A Govinda Ollero,
Hay siempre en la plazoleta en que termina Tablada y empieza Sauco un grupo de chavales que domina el espacio con tensa rareza. Me los encuentro cuando vuelvo del trabajo a media tarde y siguen ahí cuando en ocasiones, a la hora que cae el dios sol, me acerco al chino a proveerme de todo aquello que siempre falta en mi nevera y nunca me acuerdo de comprar. Su número es oscilante; a veces seis, siete, conté once una vez que esperaba a que Currito comprara tabaco en el Cantespino. Se trata de un bonche bastante heterogéneo pero unánime en cuanto a la materialización de lo que muchos convendrían en denominar apestados. Portan con dignidad su pinta de borrachos, yonkis y maleantes. Es gente con la que conviene tratar poco. Esto lo aprendimos de niños en el barrio, cuando los gitanillos de las Tresmil llegaban en sus patrullas de bicicletas a la hora de la siesta, con tamaño apetito de lo ajeno, que no había otra que dejarse calentar la cara con tal de no perder la pelota o la bici. Lo peor era cuando se llevaban la bici. Hijos de perra. Recuerdo que al Pocas le partieron la tocha en la puerta de su casa por no haberse dejado birlar la exquisita montura a pedales que le habían regalado aquellas navidades. Aquello me causó admiración. Hay ideas, deseos, que no perdemos a base de hostias. Si una idea o un deseo es lo suficientemente grande en nosotros, la integridad física, el sufrimiento, la posibilidad del fin, pasan a un segundo plano. No había duda de que Joaquín había demostrado tener un par de pelotas, pero sobretodo, aseveró que la ilusión que albergaba por cabalgar aquella belleza de aluminio era capaz de extraerle todo el valor que poseía en su interior. Lo había convertido en un héroe.
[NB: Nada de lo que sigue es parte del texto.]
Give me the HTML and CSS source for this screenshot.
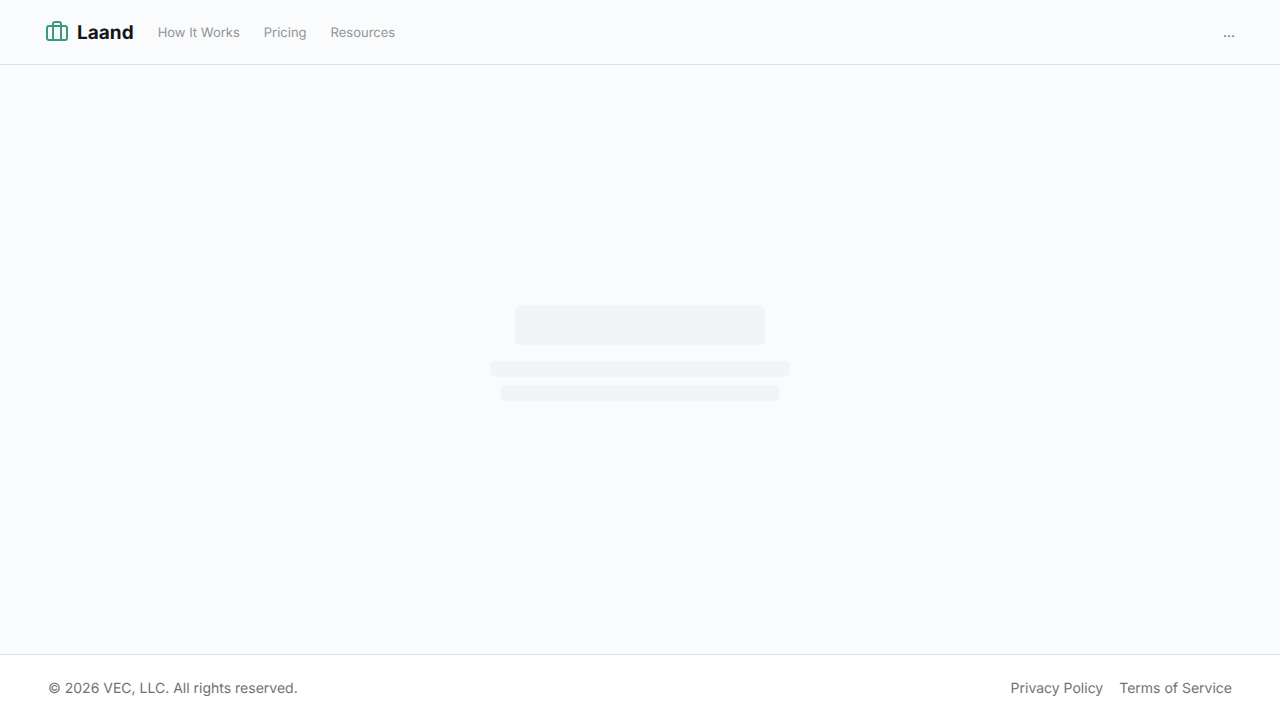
FILE: index.html
```html
<!DOCTYPE html>
<html lang="en">
<head>
    <meta charset="UTF-8">
    <meta name="viewport" content="width=device-width, initial-scale=1.0">
    <title>Laand</title>
    <link rel="stylesheet" href="styles.css">
</head>
<body>
    <header class="header">
        <a class="brand" href="#">
            <svg class="brand-icon" viewBox="0 0 24 24" fill="none" stroke="currentColor" stroke-width="2" stroke-linecap="round" stroke-linejoin="round" aria-hidden="true">
                <rect x="2" y="6" width="20" height="14" rx="2"/>
                <path d="M8 20V4a2 2 0 0 1 2-2h4a2 2 0 0 1 2 2v16"/>
            </svg>
            <span class="brand-name">Laand</span>
        </a>
        <nav class="nav">
            <a href="#">How It Works</a>
            <a href="#">Pricing</a>
            <a href="#">Resources</a>
        </nav>
        <div class="account">...</div>
    </header>

    <main class="content">
        <div class="skeleton skeleton-title"></div>
        <div class="skeleton skeleton-line"></div>
        <div class="skeleton skeleton-line short"></div>
    </main>

    <footer class="footer">
        <p>© 2026 VEC, LLC. All rights reserved.</p>
        <div class="footer-links">
            <a href="#">Privacy Policy</a>
            <a href="#">Terms of Service</a>
        </div>
    </footer>
</body>
</html>
```
FILE: styles.css
```css
* {
    box-sizing: border-box;
}

body {
    margin: 0;
    min-height: 100vh;
    display: flex;
    flex-direction: column;
    font-family: 'Inter', sans-serif;
    font-size: 14px;
    line-height: 20px;
    text-rendering: geometricPrecision;
    background-color: #fafbfd;
    color: #707276;
}

a {
    color: inherit;
    text-decoration: none;
}

.header {
    display: flex;
    align-items: center;
    gap: 24px;
    height: 65px;
    padding: 0 45px;
    border-bottom: 1px solid #dcdfe4;
}

.brand {
    display: flex;
    align-items: center;
    gap: 8px;
}

.brand-icon {
    width: 24px;
    height: 24px;
    color: #3a9a7e;
}

.brand-name {
    padding-top: 2px;
    font-size: 19px;
    line-height: 28px;
    font-weight: 700;
    color: #14151a;
}

.nav {
    display: flex;
    gap: 24px;
    padding-top: 2px;
    font-size: 13px;
    color: #949494;
}

.account {
    margin-left: auto;
    padding-top: 2px;
}

.content {
    flex: 1;
    display: flex;
    flex-direction: column;
    align-items: center;
    justify-content: center;
    padding-bottom: 14px;
}

.skeleton {
    background-color: #f3f4f7;
    border-radius: 6px;
}

.skeleton-title {
    width: 250px;
    height: 40px;
    margin-bottom: 16px;
}

.skeleton-line {
    width: 300px;
    height: 16px;
    margin-bottom: 8px;
}

.skeleton-line.short {
    width: 280px;
    margin-bottom: 0;
}

.footer {
    display: flex;
    align-items: center;
    justify-content: space-between;
    padding: 24px 48px 21px;
    border-top: 1px solid #dcdfe4;
    background-color: #ffffff;
}

.footer p {
    margin: 0;
}

.footer-links {
    display: flex;
    gap: 16px;
}
```
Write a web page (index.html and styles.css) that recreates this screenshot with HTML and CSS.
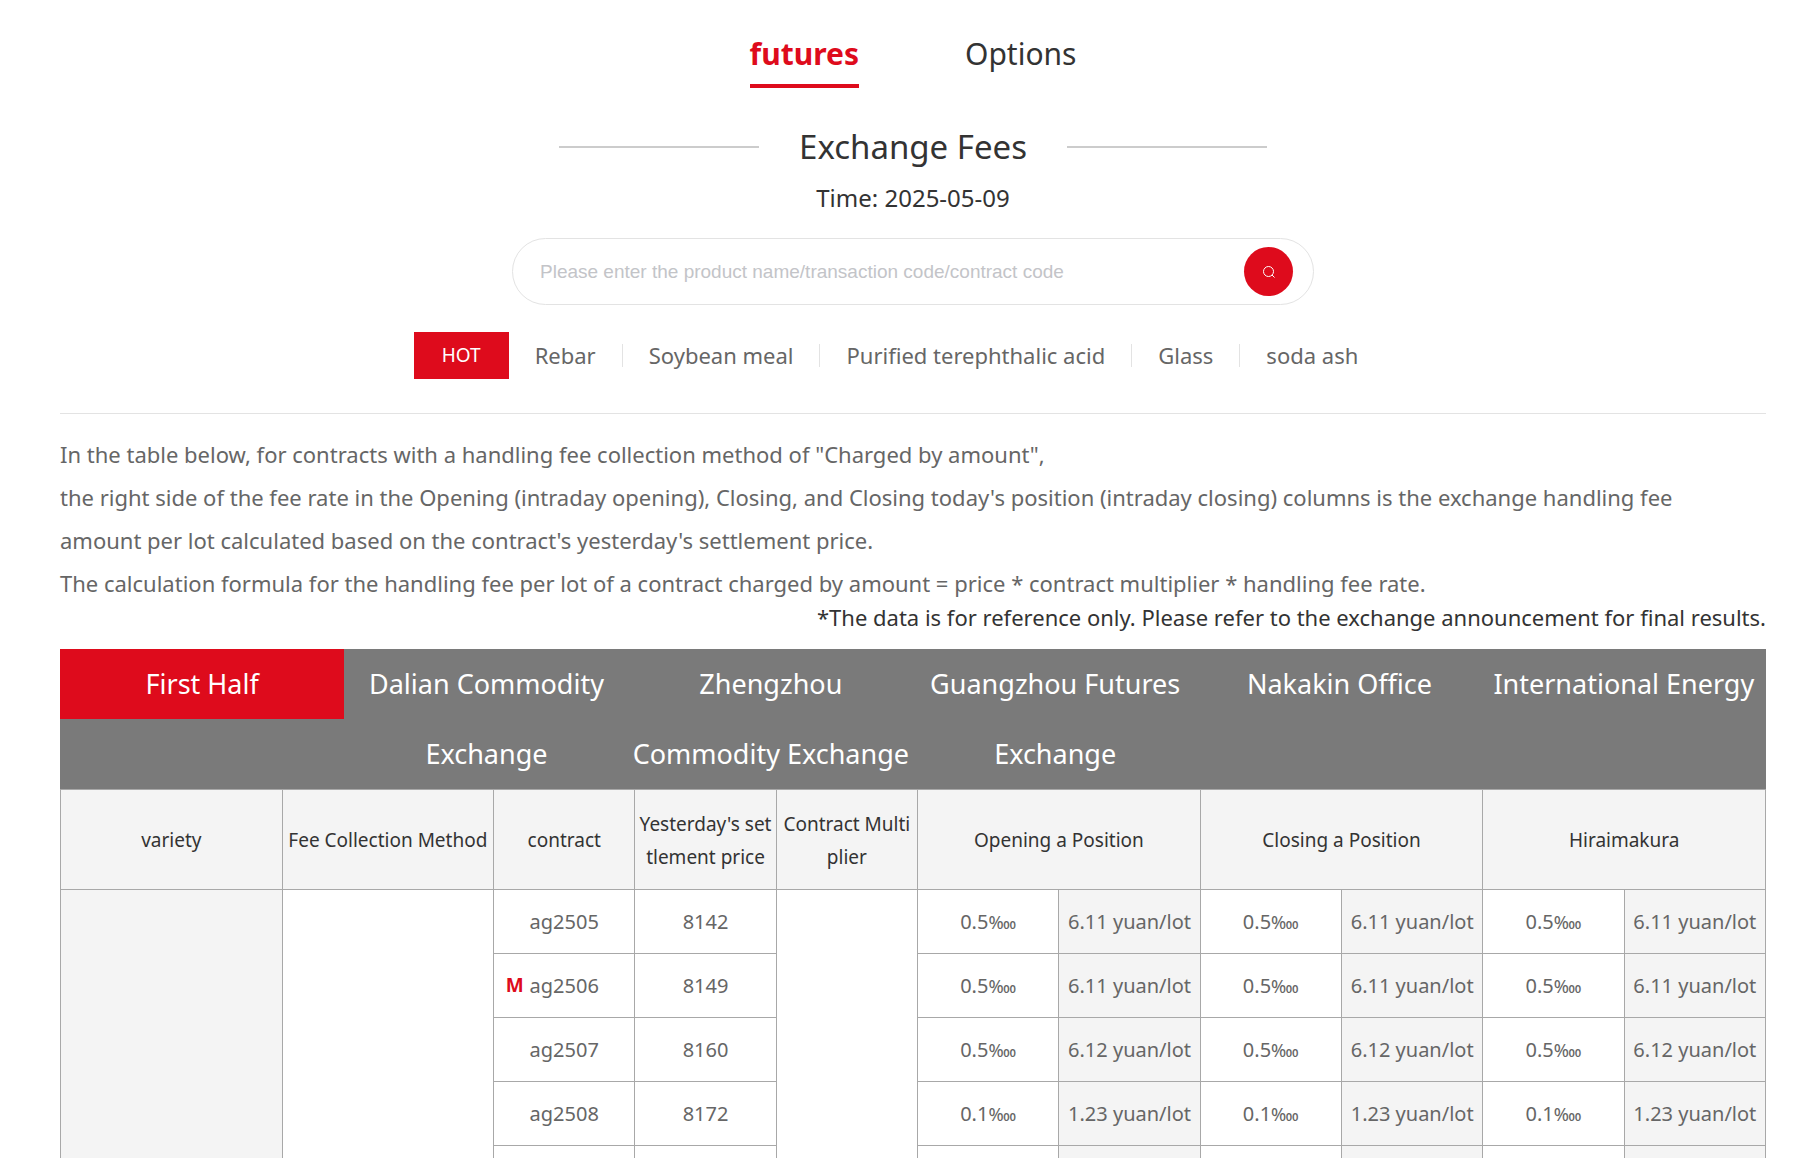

Tal vez sea la falta de ilusión el blasón que ostentan los chavales de la plaza. Tal vez sean las ilusiones, aquellas que un día nos separaron. Tal vez, amigo, uno deba ilusionarse menos para poder estar con los chavales en la plaza. Tal vez la nostalgia sea el mejor escudo de armas. Tal vez las partidas de Pendragón, los cuentos de Steinbeck y tus arengas sobre Tolkien y Malory me hicieron mucho mal en la infancia. Tal vez sea el genoma de Alonso Quijano, pero sabes que últimamente pienso mucho en el heroísmo, en la génesis del arquetipo. Conozco a verdaderos expertos en la materia como el Capitán Lefascist. Miro al mundo y no veo a Lancelot ni a Gawain, no hay hombres altos ni magos blancos. Extraño el olor a azahar en primavera y a salitre en el verano, la humedad del Río Grande en el invierno, la sacra tristeza del otoño.
Te escribo esta carta desde Tetuán, mi barrio, que no es ninguna pradera que cruce a caballo. Pero no te preocupes; tengo a raya a los fulanos de la plaza. Sabes que puedo dar hostias como panes y que, además, estoy muy loco. Ellos parecen saberlo también. Nos miramos de reojo. Ellos chupan sus latas de medio litro. A mi me espera la mía en casa. Estoy tratando de hacer deporte y de comer bien. Sentía gran necesidad de escribirte una carta en la que contarte mis peripecias por este reino. Es curioso como aquí todos siempre reconocieron mi origen. De algún modo siempre me supe extranjero en estas tierras. Govinda, hermano, qué presente has estado siempre en todos mis pasos. Qué deseo por volver a verte.